Practical implementation for business leaders
The gap between knowing that technology improves offshore staffing and actually capturing those improvements comes down to execution. Here is where the concrete decisions get made.

Hiring speed as a competitive advantage
The traditional offshore hiring cycle runs 45 to 90 days from job posting to productive contribution. Concierge-style offshore staffing where partners pre-vet talent reduces that to under 5 business days. For companies moving fast on product development or scaling a function quickly, that difference is not incremental. It is the difference between hitting a launch window and missing it.
IT staff augmentation companies that maintain pre-screened AI-augmented engineers enable integration with client teams within 7 to 10 business days versus traditional 60 to 90 day hiring. The technology enabling this is not magic. It is structured talent databases, automated skills assessment pipelines, and standardized onboarding playbooks built on top of cloud platforms.
Measuring what actually matters
| Metric Type | Traditional Approach | Technology-Enabled Approach |
|---|---|---|
| Performance measurement | Hours logged, tasks completed | Output quality, cycle time, innovation velocity |
| Team sizing | Headcount targets | Capability coverage across workflow stages |
| Cost analysis | Hourly rate comparison | Total cost including coordination and rework |
| Hiring success | Time-to-fill | Time-to-productivity |
Shifting from headcount metrics to capability metrics requires your HR team to develop hybrid skills combining data-informed decisions and AI literacy. This is not optional. It is the core competency that separates HR teams that succeed with offshore technology integration from those that manage it reactively.
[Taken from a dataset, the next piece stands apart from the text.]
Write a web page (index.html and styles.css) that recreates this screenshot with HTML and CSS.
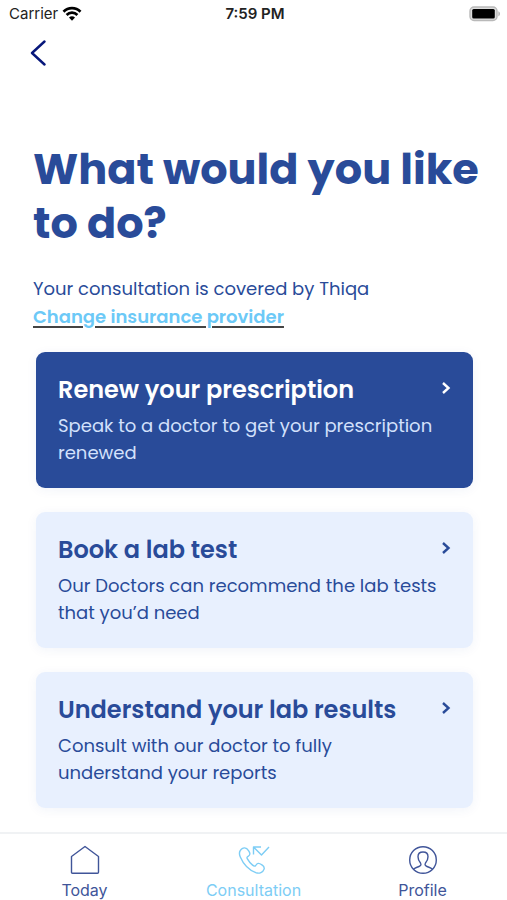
FILE: index.html
```html
<!DOCTYPE html>
<html lang="en">
<head>
<meta charset="utf-8">
<meta name="viewport" content="width=device-width, initial-scale=1">
<title>Consultation</title>
<link rel="stylesheet" href="styles.css">
</head>
<body>
<header>
  <div class="status">
    <div class="carrier">Carrier
      <svg width="20" height="16" viewBox="0 0 20 16" fill="none" stroke="#000" stroke-width="2.7" aria-hidden="true"><path d="M1.500 5.700C6.200.9 13.800.9 18.500 5.700"/><path d="M4.600 9c3-3.100 7.800-3.100 10.800 0"/><path d="M7 11.500c1.700-1.700 4.300-1.700 6 0l-3 3.300z" fill="#000" stroke="none"/></svg>
    </div>
    <div class="time">7:59 PM</div>
    <svg class="battery" width="32" height="16" viewBox="0 0 32 16" aria-hidden="true"><rect x="1" y="1" width="27" height="13.5" rx="4" fill="#ddd" stroke="#b9b9b9" stroke-width="1.4"/><rect x="3.2" y="3" width="22.6" height="9.5" rx="1.5"/><path d="M29.300 5.200c2.300.8 2.300 4.300 0 5.100z" fill="#b9b9b9"/></svg>
  </div>
  <button class="back" aria-label="Back"><svg width="16" height="26" viewBox="0 0 16 26" fill="none" stroke="#07177b" stroke-width="2.4" stroke-linecap="round" stroke-linejoin="round"><path d="M14.500 1.500 2 13l12.500 11.500"/></svg></button>
</header>
<main>
  <h1>What would you like to do?</h1>
  <p class="cover">Your consultation is covered by Thiqa<br><a href="#insurance">Change insurance provider</a></p>
  <div class="cards">
    <button class="card primary">
      <span class="title">Renew your prescription<svg class="chevron" width="10" height="14" viewBox="0 0 10 14"><path d="m2 2 5.500 5L2 12"/></svg></span>
      <span class="text">Speak to a doctor to get your prescription renewed</span>
    </button>
    <button class="card">
      <span class="title">Book a lab test<svg class="chevron" width="10" height="14" viewBox="0 0 10 14"><path d="m2 2 5.500 5L2 12"/></svg></span>
      <span class="text">Our Doctors can recommend the lab tests that you’d need</span>
    </button>
    <button class="card">
      <span class="title">Understand your lab results<svg class="chevron" width="10" height="14" viewBox="0 0 10 14"><path d="m2 2 5.500 5L2 12"/></svg></span>
      <span class="text">Consult with our doctor to fully<br>understand your reports</span>
    </button>
  </div>
</main>
<nav>
  <a href="#today"><svg width="30" height="30" viewBox="0 0 30 30"><path d="M1.500 11.500 15 1.500l13.500 10v15.700q0 1-1 1h-25q-1 0-1-1z"/></svg>Today</a>
  <a href="#consultation" class="active"><svg width="32" height="30" viewBox="0 0 32 30"><path d="M5.200 3.200C1.800 4.800.6 8 2.300 12c3 7 8.800 13 15.500 15.700 3.500 1.300 7.300-.4 8.300-3.600.6-2-.5-3.200-2.200-4.300-3.400-2.300-4.700-1.700-6.200.7-.7 1-1.700.8-3.100-.4-2.500-2.100-4-4-5.200-6.200-.7-1.200-.5-1.900.7-2.600 2.300-1.400 2.200-3 .6-5.500C9.100 3.300 7.400 2.300 5.200 3.200z"/><path d="M15.500 9.500V2H23M15.500 2l8 8L31 2"/></svg>Consultation</a>
  <a href="#profile"><svg width="30" height="30" viewBox="0 0 30 30"><circle cx="15" cy="15" r="13.300"/><path d="M5.500 24.300c1.500-1.600 3.500-2 5.500-2.800 2-.8 2.400-2 1.500-3.500-1.700-2-2.500-4-2.500-6.300C10 8.800 12 7 15 7s5 1.800 5 4.700c0 2.300-.8 4.300-2.500 6.300-.9 1.500-.5 2.700 1.500 3.500 2 .8 4 1.200 5.500 2.800"/></svg>Profile</a>
</nav>
</body>
</html>
```
FILE: styles.css
```css
* { box-sizing: border-box; }
body {
  margin: 0;
  min-height: 100vh;
  display: flex;
  flex-direction: column;
  background: #fff;
  color: #294b99;
  font-family: Poppins, Inter, sans-serif;
}
button { border: 0; background: none; font: inherit; color: inherit; cursor: pointer; }
svg { display: block; flex: none; }
.status {
  display: grid;
  grid-template-columns: 1fr auto 1fr;
  align-items: center;
  height: 28px;
  padding: 0 6px 0 9px;
  color: #222;
  font: 15px/28px Inter, sans-serif;
}
.carrier { display: flex; align-items: center; gap: 4px; }
.time { font-weight: 600; }
.battery { justify-self: end; }
.back { display: block; margin: 12px 0 0 30px; padding: 0; }
main { flex: 1; padding: 76px 24px 24px 33px; }
h1 { margin: 0 0 25px; font-size: 43px; line-height: 54px; font-weight: 700; }
.cover { margin: 0 0 21px; font-size: 18px; line-height: 28px; }
.cover a {
  color: #6cc9f7;
  font-weight: 600;
  text-decoration: underline #444 2px;
  text-underline-offset: 3px;
}
.cards { display: grid; gap: 24px; margin: 0 10px 0 3px; }
.card {
  display: block;
  width: 100%;
  padding: 20px 22px 22px;
  border-radius: 9px;
  background: #e8f0fe;
  box-shadow: 0 2px 12px rgba(41, 75, 153, 0.06);
  text-align: left;
}
.title {
  display: flex;
  justify-content: space-between;
  align-items: flex-start;
  margin-bottom: 4px;
  font-size: 24px;
  line-height: 36px;
  font-weight: 600;
}
.text { display: block; font-size: 18px; line-height: 27px; }
.chevron { margin-top: 9px; fill: none; stroke: currentColor; stroke-width: 2.4; }
.primary { background: #294b99; color: #fff; }
.primary .text { color: #d3e1fc; }
nav {
  position: sticky;
  bottom: 0;
  display: grid;
  grid-template-columns: repeat(3, 1fr);
  height: 68px;
  padding-top: 11px;
  background: #fff;
  border-top: 2px solid #f0f2f4;
}
nav a {
  display: flex;
  flex-direction: column;
  align-items: center;
  gap: 5px;
  color: #405599;
  font: 16px/20px Inter, sans-serif;
  text-decoration: none;
}
nav .active { color: #7dcdf5; }
nav svg { fill: none; stroke: currentColor; stroke-width: 1.4; stroke-linejoin: round; }
```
Pro Tip: Build your offshore team’s performance dashboard around time-to-productivity and output quality metrics from week one. Teams that start with the right measurement framework adapt faster and surface problems earlier than teams that start with headcount tracking and switch later.
My take on future-proofing your offshore strategy
I have watched companies spend significant resources on offshore staffing programs that delivered mediocre results not because the talent was poor, but because the model was wrong. The technology was there. The people were capable. The framework was broken.
What I have learned is that the shift from headcount to capability mindset is harder than it sounds. Most organizations say they want outcomes, but their internal processes still reward bodies in seats. You cannot build a technology-enabled offshore strategy on top of a headcount culture. The two are incompatible.
My honest recommendation: prioritize senior talent who can orchestrate AI agents over junior talent who executes tasks. The cost difference is real, but the output difference is larger. A three-person team of senior engineers with strong AI tooling will consistently outperform a ten-person team of junior developers working manually. I have seen this play out repeatedly, and the data on AI exposure raising wages for experienced workers confirms what I have observed directly.
The companies getting this right are treating their offshore staffing solutions as a capability program, not a cost reduction exercise. They have centralized governance, clear benchmarks, and HR leaders who understand both the technology and the talent. That combination is rare. It is also the only one that works at scale.
— Rajkumar
How Remotee helps you build a technology-ready offshore team
If the frameworks above resonate but the execution feels complex, that is exactly the problem Remotee is built to solve.

Remotee specializes in placing full-time employees from India through an Employer of Record model that handles compliance, payroll, and HR administration automatically. The talent pool is pre-screened for both technical capability and AI-workflow readiness, which means you are not starting from scratch when you need engineers who can operate in modern agentic environments. Clients consistently report up to 32% savings on hiring costs, and the engagement model is flexible enough to scale with your business rather than locking you into fixed headcount commitments. If you are ready to move from offshore staffing as a cost play to offshore staffing as a capability advantage, Remotee is the right place to start.
FAQ
What is the role of technology in offshore staffing?
Technology transforms offshore staffing from a headcount model to a capability model by enabling AI-augmented workflows, automated compliance, and cloud-based collaboration. The result is higher output from smaller, more skilled teams with lower coordination overhead.
How does AI affect offshore staffing strategies?
AI substitutes entry-level tasks and amplifies the output of experienced workers, so offshore staffing strategies now prioritize senior talent capable of directing AI agents rather than executing repetitive tasks manually.
What are the biggest risks in technology-enabled offshore staffing?
The biggest risks are governance failure, hidden coordination costs, and AI-readiness gaps in the talent pool. Over 40% of agentic AI projects risk cancellation without centralized oversight and clear performance benchmarks.
How fast can technology-enabled offshore hiring move?
Pre-vetted, technology-enabled staffing models can reduce hiring cycles from 45 to 90 days down to under 5 business days, with full team integration achievable within 7 to 10 business days for pre-screened talent pools.
What metrics should HR managers use to evaluate offshore team performance?
Shift from hours-logged and headcount metrics to output quality, cycle time, and time-to-productivity. These outcome-based measures reflect actual business value and surface problems faster than traditional tracking methods.